Human beings are both a part and a product of nature and humans have a unique significance in nature since they are the only life-form capable of reflective thought and so of conscious intervention to change the environment. It is absurd to regard human intervention in nature as some outside disturbing force, since humans are precisely that part of nature which has evolved that consciously intervenes in the rest of nature; it is our nature to do so. True, that at the present time, the form human intervention in the rest of Nature takes is upsetting natural balances and cycles, but the point is that humans, unlike other life-forms, are capable of changing their behaviour. In this sense the human species is the brain and voice of Nature i.e. Nature become self-conscious. But to fulfil this role humans must change the social system, change from capitalism to a community where each contributes to the whole to the best of his or her ability and takes from the common fund of produce what he or she needs.

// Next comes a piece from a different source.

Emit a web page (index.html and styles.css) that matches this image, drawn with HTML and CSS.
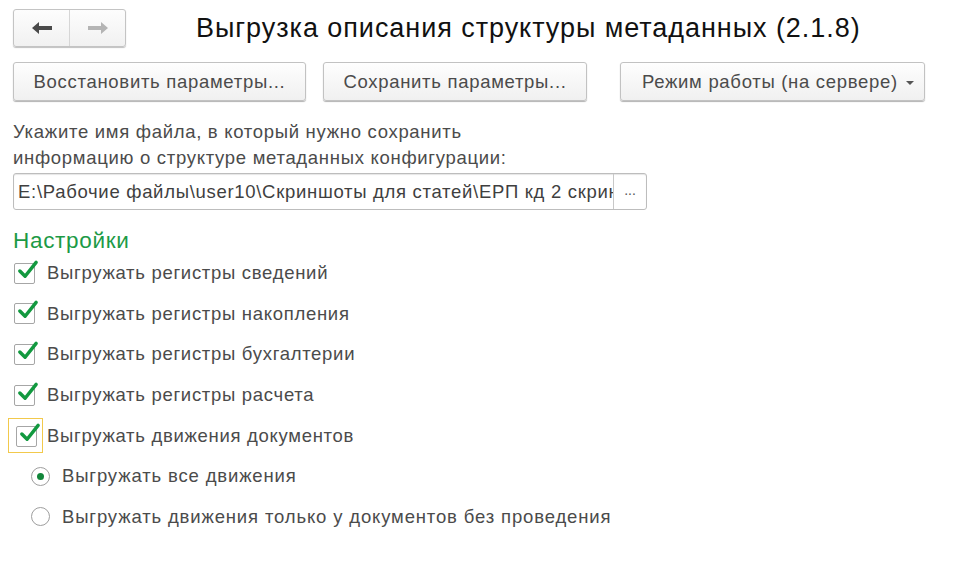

Naomi Klein is also dismissive of capitalist solutions. Geo-engineering – deflecting the sun's rays with space-based mirrors, for example – is "magical thinking". Emission-trading schemes are a shell game, easily exploited by profiteers and frauds. Then there are the "philanthro-capitalists" – Richard Branson, Bill Gates, Warren Buffett – all of whom have, at various times, promised to use their billions to help save the planet but thus far delivered little. The only alternative, then, is to throw the whole system out and begin again. Replace the profit motive with the justice motive. It sounds radical, she says, and it is. But we have our backs up against the climate wall. There is no time for tinkering, no room for compromise. "People are angry," she says. "The system is failing them on multiple levels. If ever there was a moment for transformative change, it's now."
On this point, the Socialist Party and she can agree.